Good thing, too. Because many of the actual Emmy winners were completely predictable, including consecutive wins for Mad Men (best drama), 30 Rock (best comedy), 30 Rock's Alec Baldwin (best actor, comedy), Breaking Bad's Bryan Cranston (best actor, drama), Damages' Glenn Close (best actress, drama) and Survivor host Jeff Probst (best reality host).
"What an incredible year," quipped Mad Men creator Matthew Weiner. "First, the election, and now this."
Some surprises were just odd. Kristin Chenoweth won a best supporting actress Emmy in comedy even though her series, Pushing Daises, was canceled last season. American Idol director Bruce Gower won an Emmy despite a spate of technical problems and overly long live episodes last season that kept some fans who recorded the show from seeing the end.
Savvy fans got bonus content. Besides making some funny comments during the show, Hodgman provided snarky commentary on Twitter, noting, "I happen to know Gervais is wearing Calvin Klein. And some fake stubble he borrowed from Sarah Silverman."
Producers seemed determined to subvert almost every convention that makes modern awards ceremonies so dull. Gone were dreary speeches by accountants and academy presidents; taking a page from the Oscars, the tribute to deceased performers was set to a live song from singer-songwriter Sarah McLachlan.
"This is how you host the Emmys," saidProbst, in a wry nod to last year's ceremony, which was widely viewed as a disaster hosted by him and the four other reality TV show hosts nominated for an award. (Comic Ricky Gervais had a blunter assessment, walking on stage and saying simply "better than last year, right?")
In the end, Harris and his bag of tricks more than made up for a field of predictable winners, embracing quality TV's new status as a hip-ified niche with a fervor that brought the best Emmycast television has seen in a very long while. Wonder what Doogie is doing when the Oscars roll around next year?

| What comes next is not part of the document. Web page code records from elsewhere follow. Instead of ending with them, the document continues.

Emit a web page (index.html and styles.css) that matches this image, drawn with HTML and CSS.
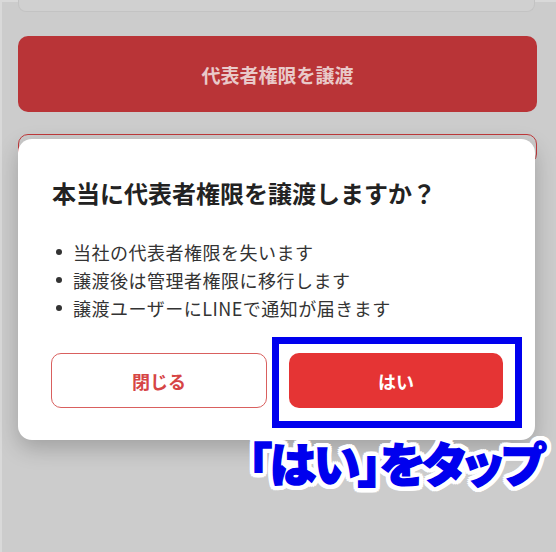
FILE: index.html
```html
<!DOCTYPE html>
<html lang="ja">
<head>
<meta charset="utf-8">
<title>代表者権限を譲渡</title>
<link rel="stylesheet" href="styles.css">
</head>
<body>
<div class="screen">
  <div class="top-card"></div>
  <div class="transfer-btn">代表者権限を譲渡</div>
  <div class="outline-card"></div>

  <div class="dialog">
    <h2 class="dialog-title">本当に代表者権限を譲渡しますか？</h2>
    <ul class="notes">
      <li>当社の代表者権限を失います</li>
      <li>譲渡後は管理者権限に移行します</li>
      <li>譲渡ユーザーにLINEで通知が届きます</li>
    </ul>
    <div class="actions">
      <div class="btn btn-close">閉じる</div>
      <div class="btn btn-yes">はい</div>
    </div>
  </div>

  <div class="highlight"></div>
  <div class="caption">「はい」をタップ</div>
</div>
</body>
</html>
```

FILE: styles.css
```css
* { box-sizing: border-box; }
html, body { margin: 0; padding: 0; }
body {
  font-family: "Noto Sans CJK JP", "Noto Sans", sans-serif;
  background: #cdcdcd;
}
.screen {
  position: relative;
  width: 556px;
  height: 552px;
  overflow: hidden;
  background: #cccccc;
  box-shadow: inset 2px 2px 0 #d9d9d9;
  padding: 0 19px 0 18px;
  display: flex;
  flex-direction: column;
}
.top-card {
  height: 12px;
  background: #d0d0d0;
  border: 1px solid #c3c3c3;
  border-top: none;
  border-radius: 0 0 8px 8px;
  margin-right: 2px;
}
.transfer-btn {
  margin-top: 24px;
  height: 76px;
  background: #b93437;
  border-radius: 10px;
  display: flex;
  align-items: center;
  justify-content: center;
  color: #e9c9c9;
  font-size: 19px;
  font-weight: 700;
}
.outline-card {
  margin-top: 22px;
  height: 30px;
  border: 1px solid #c0393b;
  border-radius: 10px;
  background: #cccccc;
}
.dialog {
  position: absolute;
  left: 18px;
  top: 139px;
  width: 517px;
  height: 301px;
  background: #ffffff;
  border-radius: 14px;
  box-shadow: 0 8px 22px rgba(0, 0, 0, 0.22);
  padding: 37px 32px 32px 33px;
  display: flex;
  flex-direction: column;
}
.dialog-title {
  margin: 0 0 0 1px;
  font-size: 24px;
  line-height: 34px;
  font-weight: 700;
  color: #222222;
}
.notes {
  list-style: none;
  margin: 28px 0 0 0;
  padding: 0;
}
.notes li {
  position: relative;
  padding-left: 22px;
  font-size: 18px;
  line-height: 28px;
  color: #333333;
  letter-spacing: 0.5px;
}
.notes li::before {
  content: "";
  position: absolute;
  left: 5px;
  top: 11px;
  width: 6px;
  height: 6px;
  border-radius: 50%;
  background: #333333;
}
.actions {
  margin-top: auto;
  display: flex;
  gap: 22px;
}
.btn {
  flex: 1;
  height: 55px;
  border-radius: 10px;
  display: flex;
  align-items: center;
  justify-content: center;
  font-size: 18px;
  font-weight: 700;
}
.btn-close {
  border: 1px solid #d9605e;
  color: #d64545;
  background: #ffffff;
}
.btn-yes {
  background: #e53434;
  color: #ffffff;
}
.highlight {
  position: absolute;
  left: 272px;
  top: 337px;
  width: 250px;
  height: 91px;
  border: 7px solid #0000ee;
}
.caption {
  position: absolute;
  left: 248px;
  top: 430px;
  font-size: 47px;
  line-height: 64px;
  font-weight: 900;
  font-feature-settings: "palt" 1;
  letter-spacing: -2px;
  color: #0000ee;
  -webkit-text-stroke: 1.5px #0000ee;
  text-shadow:
    5px 0 0 #fff, -5px 0 0 #fff, 0 5px 0 #fff, 0 -5px 0 #fff,
    4px 4px 0 #fff, -4px 4px 0 #fff, 4px -4px 0 #fff, -4px -4px 0 #fff,
    5px 2px 0 #fff, -5px 2px 0 #fff, 5px -2px 0 #fff, -5px -2px 0 #fff,
    2px 5px 0 #fff, -2px 5px 0 #fff, 2px -5px 0 #fff, -2px -5px 0 #fff;
  white-space: nowrap;
}
```
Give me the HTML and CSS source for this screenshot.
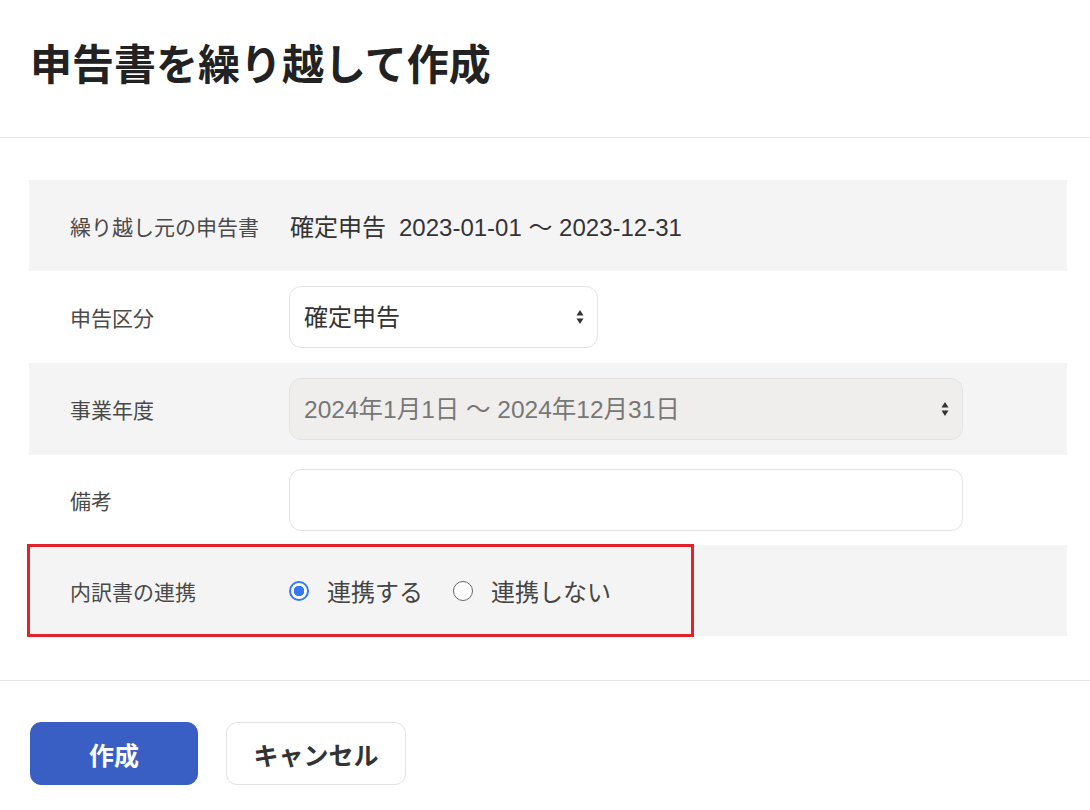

Partial list of winners at Sunday's 61st Annual Primetime Emmy Awards presented by the Academy of Television Arts & Sciences:
Supporting Actor, Drama Series: Michael Emerson, Lost
Supporting Actress, Drama Series: Cherry Jones, 24
Supporting Actor, Comedy Series: Jon Cryer, Two and a Half Men
Supporting Actress, Comedy Series: Kristin Chenoweth, Pushing Daisies
Miniseries: Little Dorrit
Made-for-TV Movie: Grey Gardens
Actor, Miniseries or Movie: Brendan Gleeson, Into the Storm
Actress, Miniseries or Movie: Jessica Lange, Grey Gardens
Supporting Actor, Miniseries or Movie: Ken Howard, Grey Gardens
Supporting Actress, Miniseries or Movie: Shohreh Aghdashloo, House of Saddam
Directing for a Comedy Series: The Office "Stress Relief," Jeff Blitz, NBC
Directing for a Drama Series:ER: "And in the End," Rod Holcomb
Directing for a Variety, Music, or Comedy Series: American Idol: Show 833 (The Final Three), Bruce Gowers
Directing for a Miniseries, Movie, or Dramatic Special:Little Dorrit: Part 1, Dearbhla Walsh
Variety, Music, or Comedy Series: The Daily Show With Jon Stewart
Reality-Competition Program: The Amazing Race
Writing for a Comedy Series:30 Rock: "Reunion," Matt Hubbard
Writing for a Drama Series:Mad Men: "Meditations in an Emergency," Kater Gordon and Matthew Weiner
Writing for a Variety, Music, or Comedy Series: The Daily Show With Jon Stewart
Writing for a Miniseries, Movie, or Dramatic Special:Little Dorrit, Andrew Davies
Host, Reality or Reality-Competition Program: Jeff Probst, Survivor
Original Music and Lyrics:81st Annual Academy Awards: "Song Title: Hugh Jackman Opening Number"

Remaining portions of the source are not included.